▶ **Aim**
Report how many lines include the word "React", and nothing besides that number.

▶ **Provided entries**

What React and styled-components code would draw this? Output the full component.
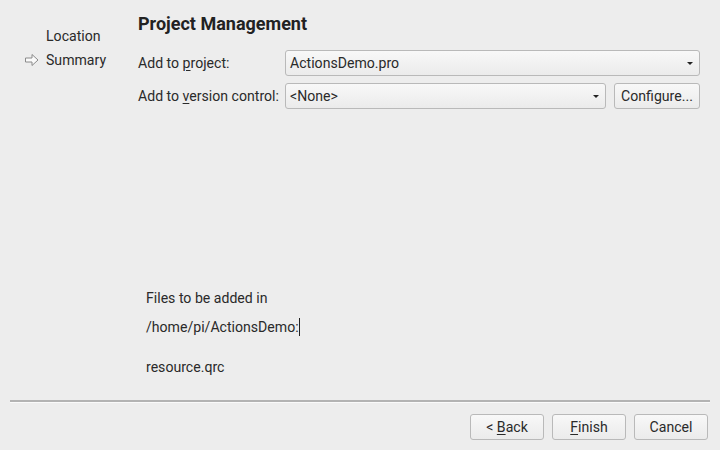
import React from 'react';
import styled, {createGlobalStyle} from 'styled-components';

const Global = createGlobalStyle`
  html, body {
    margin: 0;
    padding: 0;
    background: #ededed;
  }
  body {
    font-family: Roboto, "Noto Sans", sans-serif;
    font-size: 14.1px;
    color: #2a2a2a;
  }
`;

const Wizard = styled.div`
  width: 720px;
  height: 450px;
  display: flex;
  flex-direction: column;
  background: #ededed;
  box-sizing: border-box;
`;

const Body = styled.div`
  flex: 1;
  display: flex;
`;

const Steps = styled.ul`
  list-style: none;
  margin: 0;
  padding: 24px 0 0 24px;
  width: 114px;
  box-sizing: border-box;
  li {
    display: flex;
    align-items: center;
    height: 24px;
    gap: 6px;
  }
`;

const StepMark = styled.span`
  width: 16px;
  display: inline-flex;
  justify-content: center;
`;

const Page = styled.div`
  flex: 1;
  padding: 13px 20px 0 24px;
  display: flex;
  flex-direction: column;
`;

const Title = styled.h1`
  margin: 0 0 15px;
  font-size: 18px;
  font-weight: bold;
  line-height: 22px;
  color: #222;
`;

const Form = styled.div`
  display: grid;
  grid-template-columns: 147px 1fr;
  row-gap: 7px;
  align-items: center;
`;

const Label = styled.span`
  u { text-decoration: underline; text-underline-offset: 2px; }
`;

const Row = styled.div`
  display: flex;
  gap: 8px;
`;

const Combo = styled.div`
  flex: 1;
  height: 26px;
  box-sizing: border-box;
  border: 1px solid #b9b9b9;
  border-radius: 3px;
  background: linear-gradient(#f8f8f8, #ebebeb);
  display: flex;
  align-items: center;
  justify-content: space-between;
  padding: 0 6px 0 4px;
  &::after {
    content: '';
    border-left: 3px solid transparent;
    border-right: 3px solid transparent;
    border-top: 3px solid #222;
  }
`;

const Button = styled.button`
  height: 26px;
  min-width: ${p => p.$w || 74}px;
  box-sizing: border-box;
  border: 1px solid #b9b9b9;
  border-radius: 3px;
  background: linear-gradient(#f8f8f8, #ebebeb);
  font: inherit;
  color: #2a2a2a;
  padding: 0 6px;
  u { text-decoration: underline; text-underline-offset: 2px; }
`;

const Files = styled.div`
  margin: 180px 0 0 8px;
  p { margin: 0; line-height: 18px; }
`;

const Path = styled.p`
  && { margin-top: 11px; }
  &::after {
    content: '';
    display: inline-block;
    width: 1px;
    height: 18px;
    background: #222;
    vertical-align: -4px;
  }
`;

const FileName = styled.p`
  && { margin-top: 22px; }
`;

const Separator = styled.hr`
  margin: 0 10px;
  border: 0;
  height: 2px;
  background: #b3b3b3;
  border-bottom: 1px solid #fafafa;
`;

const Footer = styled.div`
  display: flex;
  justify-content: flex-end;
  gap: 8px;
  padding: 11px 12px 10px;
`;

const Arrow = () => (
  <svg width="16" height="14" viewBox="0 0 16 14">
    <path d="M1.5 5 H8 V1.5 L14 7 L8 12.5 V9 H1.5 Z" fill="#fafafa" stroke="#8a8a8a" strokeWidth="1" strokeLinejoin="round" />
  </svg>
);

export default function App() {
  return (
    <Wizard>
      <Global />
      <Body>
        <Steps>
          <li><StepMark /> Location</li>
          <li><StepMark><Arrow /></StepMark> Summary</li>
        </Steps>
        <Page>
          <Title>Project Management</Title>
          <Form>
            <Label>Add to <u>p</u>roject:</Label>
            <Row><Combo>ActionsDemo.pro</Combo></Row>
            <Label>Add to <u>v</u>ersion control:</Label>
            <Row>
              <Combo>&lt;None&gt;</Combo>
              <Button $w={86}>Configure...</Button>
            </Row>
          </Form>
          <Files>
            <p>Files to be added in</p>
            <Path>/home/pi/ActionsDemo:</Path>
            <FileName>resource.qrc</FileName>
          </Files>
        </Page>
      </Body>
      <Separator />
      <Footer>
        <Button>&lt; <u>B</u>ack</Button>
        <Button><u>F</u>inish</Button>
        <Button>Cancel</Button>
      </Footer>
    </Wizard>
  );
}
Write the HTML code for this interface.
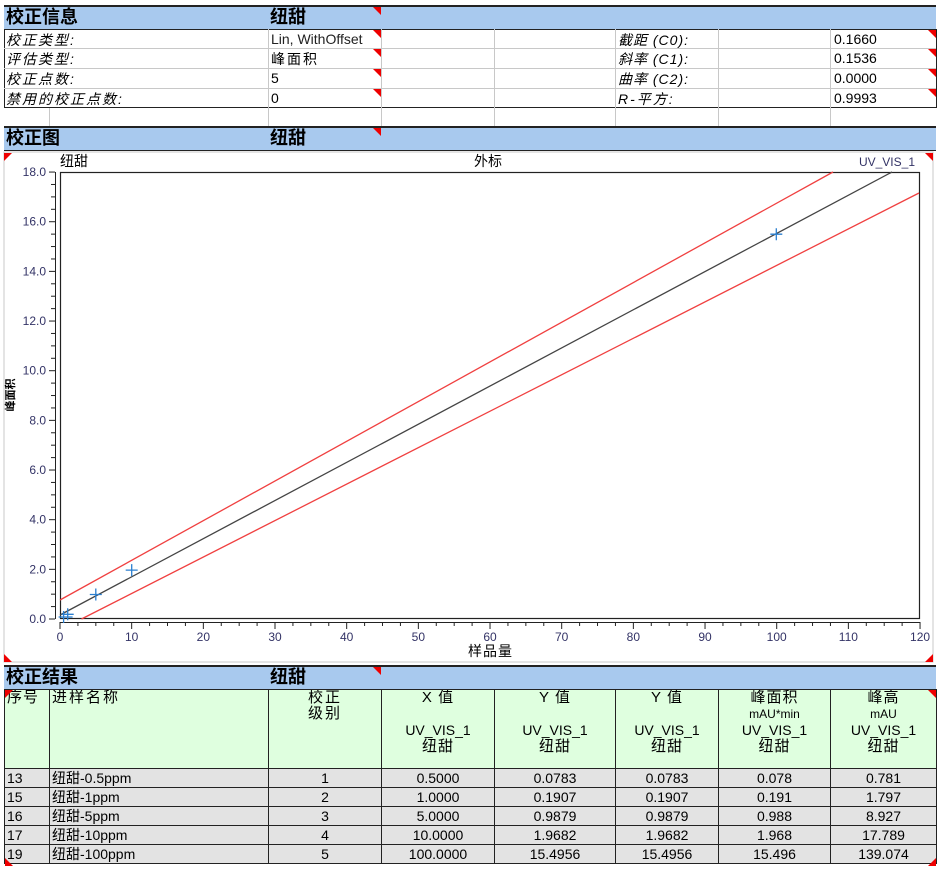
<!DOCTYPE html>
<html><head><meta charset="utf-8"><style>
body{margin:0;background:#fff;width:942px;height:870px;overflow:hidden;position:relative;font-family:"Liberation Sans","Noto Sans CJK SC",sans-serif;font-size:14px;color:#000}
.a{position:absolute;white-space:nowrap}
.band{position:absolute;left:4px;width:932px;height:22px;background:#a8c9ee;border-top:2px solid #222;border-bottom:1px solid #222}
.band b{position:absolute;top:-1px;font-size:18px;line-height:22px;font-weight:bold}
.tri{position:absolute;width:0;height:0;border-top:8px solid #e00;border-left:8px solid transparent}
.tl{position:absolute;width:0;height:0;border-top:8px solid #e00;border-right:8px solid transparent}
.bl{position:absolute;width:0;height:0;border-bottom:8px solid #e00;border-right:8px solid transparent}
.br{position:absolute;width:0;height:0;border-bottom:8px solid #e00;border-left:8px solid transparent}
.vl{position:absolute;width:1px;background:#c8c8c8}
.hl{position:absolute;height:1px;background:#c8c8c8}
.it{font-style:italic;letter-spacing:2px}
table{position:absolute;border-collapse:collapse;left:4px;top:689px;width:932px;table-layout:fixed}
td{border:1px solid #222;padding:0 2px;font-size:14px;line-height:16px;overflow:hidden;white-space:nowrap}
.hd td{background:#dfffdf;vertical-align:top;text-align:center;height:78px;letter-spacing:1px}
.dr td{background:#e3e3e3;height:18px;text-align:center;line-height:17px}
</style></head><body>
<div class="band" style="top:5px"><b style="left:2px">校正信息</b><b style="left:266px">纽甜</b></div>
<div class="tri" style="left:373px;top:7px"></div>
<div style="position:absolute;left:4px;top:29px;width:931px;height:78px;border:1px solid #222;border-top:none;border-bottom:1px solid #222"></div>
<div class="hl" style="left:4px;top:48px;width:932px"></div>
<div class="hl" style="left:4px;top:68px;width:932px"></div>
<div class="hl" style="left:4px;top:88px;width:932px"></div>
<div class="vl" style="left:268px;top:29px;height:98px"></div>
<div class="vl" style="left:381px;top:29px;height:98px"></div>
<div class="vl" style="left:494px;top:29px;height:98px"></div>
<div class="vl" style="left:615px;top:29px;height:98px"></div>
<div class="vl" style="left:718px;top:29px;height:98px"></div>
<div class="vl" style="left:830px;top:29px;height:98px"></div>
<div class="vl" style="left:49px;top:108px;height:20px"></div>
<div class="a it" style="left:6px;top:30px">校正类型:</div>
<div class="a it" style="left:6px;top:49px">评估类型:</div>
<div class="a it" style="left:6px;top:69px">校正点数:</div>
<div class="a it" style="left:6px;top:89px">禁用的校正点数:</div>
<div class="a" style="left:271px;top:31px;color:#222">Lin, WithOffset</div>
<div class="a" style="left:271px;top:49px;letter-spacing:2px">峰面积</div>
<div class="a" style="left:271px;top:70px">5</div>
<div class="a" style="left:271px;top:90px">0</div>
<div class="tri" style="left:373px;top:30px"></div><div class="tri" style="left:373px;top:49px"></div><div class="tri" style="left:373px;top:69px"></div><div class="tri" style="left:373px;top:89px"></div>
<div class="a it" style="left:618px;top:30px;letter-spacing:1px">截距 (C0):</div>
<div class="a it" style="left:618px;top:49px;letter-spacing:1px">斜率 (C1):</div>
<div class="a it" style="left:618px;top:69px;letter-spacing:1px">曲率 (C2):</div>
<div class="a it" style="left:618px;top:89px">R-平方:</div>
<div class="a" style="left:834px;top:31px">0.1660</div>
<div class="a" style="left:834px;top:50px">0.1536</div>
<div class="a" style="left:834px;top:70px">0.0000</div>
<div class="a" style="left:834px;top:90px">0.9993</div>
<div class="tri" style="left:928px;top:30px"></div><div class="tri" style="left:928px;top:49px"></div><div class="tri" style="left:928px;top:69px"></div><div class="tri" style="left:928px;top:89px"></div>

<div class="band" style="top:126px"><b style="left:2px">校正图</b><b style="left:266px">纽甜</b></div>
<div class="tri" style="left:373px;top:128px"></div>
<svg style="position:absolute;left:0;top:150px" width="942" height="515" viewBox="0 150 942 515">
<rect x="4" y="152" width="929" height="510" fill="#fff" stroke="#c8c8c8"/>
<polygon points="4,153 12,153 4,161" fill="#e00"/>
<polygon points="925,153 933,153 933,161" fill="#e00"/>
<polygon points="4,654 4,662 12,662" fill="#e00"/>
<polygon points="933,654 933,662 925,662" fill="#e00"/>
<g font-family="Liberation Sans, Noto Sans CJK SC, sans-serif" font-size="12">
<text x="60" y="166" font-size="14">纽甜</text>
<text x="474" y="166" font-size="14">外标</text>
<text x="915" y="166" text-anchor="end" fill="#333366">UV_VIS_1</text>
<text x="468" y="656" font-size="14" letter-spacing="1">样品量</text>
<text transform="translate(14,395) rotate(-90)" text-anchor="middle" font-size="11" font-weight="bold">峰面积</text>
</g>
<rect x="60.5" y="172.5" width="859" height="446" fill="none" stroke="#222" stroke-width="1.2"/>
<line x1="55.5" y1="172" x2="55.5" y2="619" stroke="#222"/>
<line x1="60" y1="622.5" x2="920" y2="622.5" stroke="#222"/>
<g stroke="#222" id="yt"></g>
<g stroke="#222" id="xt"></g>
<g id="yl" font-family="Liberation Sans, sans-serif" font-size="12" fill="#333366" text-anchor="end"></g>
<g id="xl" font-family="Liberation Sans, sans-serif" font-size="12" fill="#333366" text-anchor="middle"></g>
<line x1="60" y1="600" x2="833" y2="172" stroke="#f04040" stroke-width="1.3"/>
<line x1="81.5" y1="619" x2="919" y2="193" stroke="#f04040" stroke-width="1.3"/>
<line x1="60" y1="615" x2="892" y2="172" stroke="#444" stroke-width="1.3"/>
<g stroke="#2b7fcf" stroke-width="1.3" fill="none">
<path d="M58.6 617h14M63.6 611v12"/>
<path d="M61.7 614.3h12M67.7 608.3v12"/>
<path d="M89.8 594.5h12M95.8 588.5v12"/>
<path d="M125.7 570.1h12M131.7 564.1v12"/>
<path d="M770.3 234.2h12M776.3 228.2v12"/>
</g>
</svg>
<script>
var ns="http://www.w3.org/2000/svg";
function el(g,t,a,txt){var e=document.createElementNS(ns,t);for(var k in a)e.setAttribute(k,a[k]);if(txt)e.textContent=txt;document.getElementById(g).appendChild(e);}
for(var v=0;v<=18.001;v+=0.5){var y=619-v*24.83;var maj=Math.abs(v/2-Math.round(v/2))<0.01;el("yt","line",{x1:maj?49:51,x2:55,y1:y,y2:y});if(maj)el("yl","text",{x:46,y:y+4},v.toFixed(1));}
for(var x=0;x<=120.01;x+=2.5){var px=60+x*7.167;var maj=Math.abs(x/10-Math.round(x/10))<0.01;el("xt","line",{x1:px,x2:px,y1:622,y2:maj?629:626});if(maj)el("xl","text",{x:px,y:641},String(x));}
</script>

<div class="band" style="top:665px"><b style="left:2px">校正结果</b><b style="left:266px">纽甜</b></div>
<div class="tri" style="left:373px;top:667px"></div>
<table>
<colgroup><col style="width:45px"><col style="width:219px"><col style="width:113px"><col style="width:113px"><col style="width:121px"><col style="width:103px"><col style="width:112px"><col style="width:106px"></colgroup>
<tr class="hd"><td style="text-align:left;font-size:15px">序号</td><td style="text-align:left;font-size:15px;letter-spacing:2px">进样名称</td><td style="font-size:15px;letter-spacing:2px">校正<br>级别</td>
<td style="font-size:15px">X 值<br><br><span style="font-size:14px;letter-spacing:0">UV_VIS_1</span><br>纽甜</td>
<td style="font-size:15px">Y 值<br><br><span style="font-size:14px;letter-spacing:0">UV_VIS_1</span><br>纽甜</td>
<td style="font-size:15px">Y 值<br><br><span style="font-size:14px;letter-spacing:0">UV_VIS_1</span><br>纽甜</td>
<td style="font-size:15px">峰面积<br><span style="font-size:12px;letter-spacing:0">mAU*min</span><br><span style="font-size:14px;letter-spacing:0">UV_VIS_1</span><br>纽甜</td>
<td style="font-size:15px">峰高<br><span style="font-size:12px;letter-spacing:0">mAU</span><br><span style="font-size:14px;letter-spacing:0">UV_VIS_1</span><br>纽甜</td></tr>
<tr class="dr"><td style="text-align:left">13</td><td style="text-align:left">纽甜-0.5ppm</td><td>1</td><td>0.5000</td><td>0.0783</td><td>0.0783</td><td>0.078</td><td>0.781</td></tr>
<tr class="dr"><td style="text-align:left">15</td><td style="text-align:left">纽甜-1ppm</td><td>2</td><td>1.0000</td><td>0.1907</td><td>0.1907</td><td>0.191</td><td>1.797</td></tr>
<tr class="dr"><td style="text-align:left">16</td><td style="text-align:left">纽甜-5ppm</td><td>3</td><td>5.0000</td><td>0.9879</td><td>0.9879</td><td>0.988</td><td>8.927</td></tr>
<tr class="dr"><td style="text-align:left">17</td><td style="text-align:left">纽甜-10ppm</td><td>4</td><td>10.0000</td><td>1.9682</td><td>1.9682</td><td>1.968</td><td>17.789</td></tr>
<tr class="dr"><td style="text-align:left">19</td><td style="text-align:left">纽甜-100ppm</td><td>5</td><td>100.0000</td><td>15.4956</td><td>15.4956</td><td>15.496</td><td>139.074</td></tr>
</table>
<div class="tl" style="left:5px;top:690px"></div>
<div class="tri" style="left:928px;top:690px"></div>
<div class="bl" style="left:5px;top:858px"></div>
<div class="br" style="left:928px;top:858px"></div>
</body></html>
* * *
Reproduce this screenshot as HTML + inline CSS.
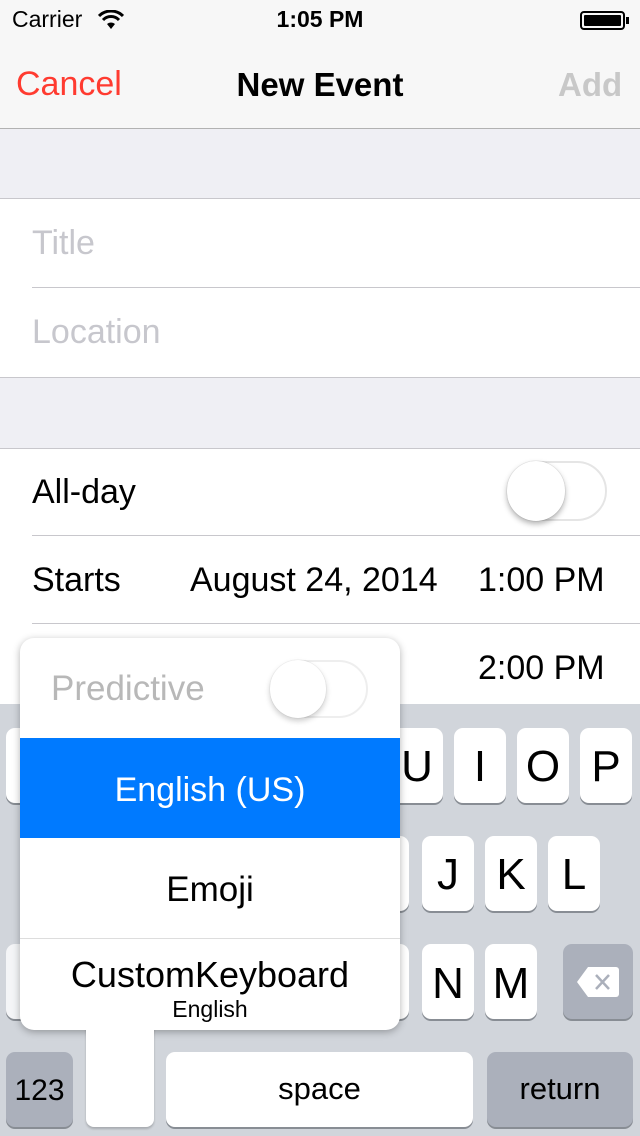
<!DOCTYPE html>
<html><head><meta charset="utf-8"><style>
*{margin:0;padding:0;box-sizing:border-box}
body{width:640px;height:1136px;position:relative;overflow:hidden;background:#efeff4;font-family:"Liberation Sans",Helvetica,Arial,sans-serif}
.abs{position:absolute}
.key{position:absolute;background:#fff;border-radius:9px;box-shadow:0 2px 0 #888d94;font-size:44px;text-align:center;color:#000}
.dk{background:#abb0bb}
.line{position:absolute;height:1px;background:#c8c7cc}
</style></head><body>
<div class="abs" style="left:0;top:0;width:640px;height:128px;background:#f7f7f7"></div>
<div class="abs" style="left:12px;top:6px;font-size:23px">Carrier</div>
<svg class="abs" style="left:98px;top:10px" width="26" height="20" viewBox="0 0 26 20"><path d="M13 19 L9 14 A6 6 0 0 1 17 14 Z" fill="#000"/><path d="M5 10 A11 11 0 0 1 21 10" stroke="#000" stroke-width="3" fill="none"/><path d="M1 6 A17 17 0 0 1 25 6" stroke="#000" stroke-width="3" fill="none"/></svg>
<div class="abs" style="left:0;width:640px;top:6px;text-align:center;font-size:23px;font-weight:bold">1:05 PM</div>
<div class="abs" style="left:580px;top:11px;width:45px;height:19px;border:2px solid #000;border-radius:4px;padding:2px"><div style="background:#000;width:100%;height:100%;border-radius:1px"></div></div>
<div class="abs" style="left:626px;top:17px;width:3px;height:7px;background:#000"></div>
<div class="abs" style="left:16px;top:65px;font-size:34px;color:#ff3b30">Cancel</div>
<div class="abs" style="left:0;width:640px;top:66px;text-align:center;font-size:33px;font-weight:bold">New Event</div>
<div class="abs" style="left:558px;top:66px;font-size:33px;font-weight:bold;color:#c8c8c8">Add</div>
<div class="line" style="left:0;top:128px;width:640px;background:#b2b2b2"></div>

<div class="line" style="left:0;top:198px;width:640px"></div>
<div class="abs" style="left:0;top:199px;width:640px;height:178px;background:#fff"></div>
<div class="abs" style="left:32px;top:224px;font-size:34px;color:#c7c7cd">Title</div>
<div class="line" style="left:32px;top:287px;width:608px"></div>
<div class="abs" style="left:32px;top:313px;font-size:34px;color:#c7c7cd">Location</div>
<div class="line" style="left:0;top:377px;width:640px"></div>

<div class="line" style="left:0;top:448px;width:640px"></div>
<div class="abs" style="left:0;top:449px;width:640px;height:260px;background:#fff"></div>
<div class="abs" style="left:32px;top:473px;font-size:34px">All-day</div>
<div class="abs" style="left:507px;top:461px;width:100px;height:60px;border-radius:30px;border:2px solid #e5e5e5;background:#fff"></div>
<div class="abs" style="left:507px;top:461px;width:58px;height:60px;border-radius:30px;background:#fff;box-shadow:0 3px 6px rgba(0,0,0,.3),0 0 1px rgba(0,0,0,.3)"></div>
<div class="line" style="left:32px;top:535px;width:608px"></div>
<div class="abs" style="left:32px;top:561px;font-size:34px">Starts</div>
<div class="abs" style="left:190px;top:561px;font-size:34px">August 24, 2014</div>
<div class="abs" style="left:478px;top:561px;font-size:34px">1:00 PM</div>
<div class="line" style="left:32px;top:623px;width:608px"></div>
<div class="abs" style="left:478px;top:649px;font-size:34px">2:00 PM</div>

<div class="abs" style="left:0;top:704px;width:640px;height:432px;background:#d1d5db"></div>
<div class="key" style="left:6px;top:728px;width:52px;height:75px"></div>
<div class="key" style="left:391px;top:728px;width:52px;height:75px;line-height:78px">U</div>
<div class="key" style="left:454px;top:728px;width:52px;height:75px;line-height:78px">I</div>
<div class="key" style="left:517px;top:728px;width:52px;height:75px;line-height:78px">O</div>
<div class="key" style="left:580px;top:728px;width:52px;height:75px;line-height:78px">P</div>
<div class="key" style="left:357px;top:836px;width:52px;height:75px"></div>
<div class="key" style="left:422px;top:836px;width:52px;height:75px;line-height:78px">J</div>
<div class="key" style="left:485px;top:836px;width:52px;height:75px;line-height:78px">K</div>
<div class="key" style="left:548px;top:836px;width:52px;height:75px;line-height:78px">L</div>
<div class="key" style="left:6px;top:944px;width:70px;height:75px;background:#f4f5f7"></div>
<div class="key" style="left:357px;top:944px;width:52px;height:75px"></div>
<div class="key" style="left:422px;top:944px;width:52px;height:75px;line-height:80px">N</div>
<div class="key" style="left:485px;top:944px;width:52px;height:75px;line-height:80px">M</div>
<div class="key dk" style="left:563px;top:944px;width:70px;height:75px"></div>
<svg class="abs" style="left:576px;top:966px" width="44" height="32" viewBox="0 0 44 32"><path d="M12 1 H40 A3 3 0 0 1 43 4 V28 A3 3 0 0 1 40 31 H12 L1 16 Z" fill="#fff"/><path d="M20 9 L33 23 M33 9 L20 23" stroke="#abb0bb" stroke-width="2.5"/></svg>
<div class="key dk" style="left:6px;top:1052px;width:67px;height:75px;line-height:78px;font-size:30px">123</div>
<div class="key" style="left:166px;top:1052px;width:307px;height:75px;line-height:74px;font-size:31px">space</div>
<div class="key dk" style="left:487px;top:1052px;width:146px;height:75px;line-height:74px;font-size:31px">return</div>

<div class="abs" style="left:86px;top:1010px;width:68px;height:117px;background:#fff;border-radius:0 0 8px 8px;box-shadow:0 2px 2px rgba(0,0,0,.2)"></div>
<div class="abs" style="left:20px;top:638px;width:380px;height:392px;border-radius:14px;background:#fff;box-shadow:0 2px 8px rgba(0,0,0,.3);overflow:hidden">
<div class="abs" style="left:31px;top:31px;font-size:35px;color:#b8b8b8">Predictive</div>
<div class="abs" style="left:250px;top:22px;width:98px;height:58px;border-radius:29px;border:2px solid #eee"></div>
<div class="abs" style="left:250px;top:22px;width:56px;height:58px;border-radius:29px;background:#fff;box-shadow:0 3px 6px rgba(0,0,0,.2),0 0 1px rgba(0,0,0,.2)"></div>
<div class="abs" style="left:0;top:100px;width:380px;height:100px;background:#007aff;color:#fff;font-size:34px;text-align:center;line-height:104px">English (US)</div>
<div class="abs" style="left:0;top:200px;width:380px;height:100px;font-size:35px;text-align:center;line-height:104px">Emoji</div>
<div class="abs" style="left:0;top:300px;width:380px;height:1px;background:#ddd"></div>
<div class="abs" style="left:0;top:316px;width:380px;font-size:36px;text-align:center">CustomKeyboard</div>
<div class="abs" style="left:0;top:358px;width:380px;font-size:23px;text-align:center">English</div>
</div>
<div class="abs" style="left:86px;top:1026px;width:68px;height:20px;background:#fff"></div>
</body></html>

▶ **The solution**
2